Posted by eugene at 9:15 PM

Chinese taxi drivers: the good, the bad, the ugly

About half the cab drivers I encountered in China were professional. They recognized the destination took me straight there. The other half were either incompetent, crooked, or rude, or some combination of the three.

Some would pretend to know where I wanted to go, but then would drive around in circles, lost. Several times I had to sit in the cab waiting while the driver went out to ask other drivers or pedestrians for directions. Is this a function of too many new cab drivers or too rapid an urban growth? I quickly learned to always ask the driver if they knew where a destination was before I got into the cab. If they didn't know, I'd just move on to the next driver. You wouldn't want a resident performing an operation on you, and I had no interest in having cabbies learn the city on my dime.

Locals always advise that non-Chinese speakers or tourists get their destination and address written down in Chinese on a piece of paper to hand to cab drivers, but that's often not enough. Instead, you need to get the cross streets written down, and even then, it's still worth confirming that the driver knows where the destination is before hopping in.

Many cab drivers were just rude, complaining and grumbling the entire ride about one thing or another. In Shanghai, soon after I arrived, I took a cab to meet Tony at a Starbucks. Since I didn' t know the city at all, I didn't walk. As soon as the cab driver heard where I was going he sighed and started muttering under his breath about what an idiot I was for taking a cab ride through rush hour traffic when I could walk that same distance in half the time. I asked him how I should walk there, but he refused to answer me. He grumbled the whole way, sighing with audible exaggeration every few seconds.

In Beijing, Joannie, Mike, and I hopped in a cab and gave him the address of Mei's uncle's house. Joannie mentioned that he could also follow the cab ahead of us because Mei was riding in it and knew the route. The cab driver recoiled in indignation.

"You want me to follow that driver! Why? I know where that address is. What are you thinking? Follow that driver. He doesn't even know where he's going. I've driven a cab in this city for 20 years. Unbelievable. Some people." He muttered like this the entire ride. I was so surprised at his behavior that I just had to laugh, but Mike was not pleased. Joannie tried to calm him down but he was on a roll, reveling in this perceived slight.
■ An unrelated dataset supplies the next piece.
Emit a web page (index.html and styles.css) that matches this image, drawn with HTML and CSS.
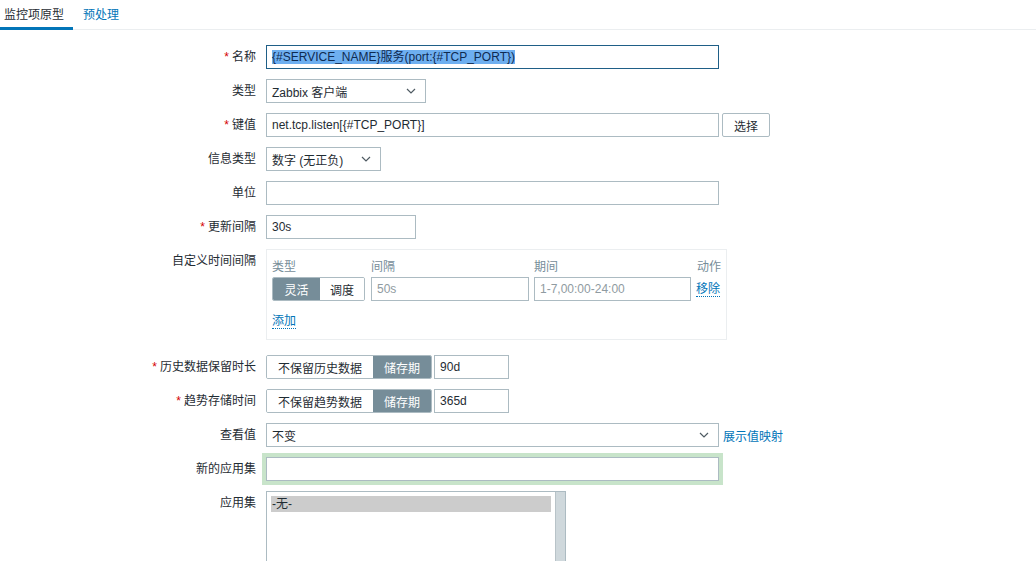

In Shanghai, Su and I hired a car and driver for a day to take us to Hangzhou. He made more off us that one day than a nanny would make in a month and a half. The trip started fine. The driver told picked us up in a Mitsubishi SUV with industrial strength air conditioning and told us that he was a specialist in Hangzhou, a sort of Hamptoms for the masses of Shanghai. When we got to Xihu (West Lake), though, he didn't know where to find Louweilou, one of the most popular restaurants on the lake. Su and I walked all the way to the other side of the lake to Leifeng Pagoda, perhaps the most visible landmark on the lake. We called the driver to pick us up, but he didn't know where that was. After Su tried to give him directions for several minutes, the driver asked us to walk all the way back across the lake to find him instead. It was like calling for a Town Car to take you to the airport only to have the driver ask you to walk over to his office to catch a ride. He finally found us after nearly half an hour, but when we got back in the car he complained that it would have been easier had we just gone and found him. Unbelievable. I was going to say that I might as well hop in the front seat and drive while Su gave him a foot massage, but I wasn't sure my sarcasm would survive the translation into Chinese.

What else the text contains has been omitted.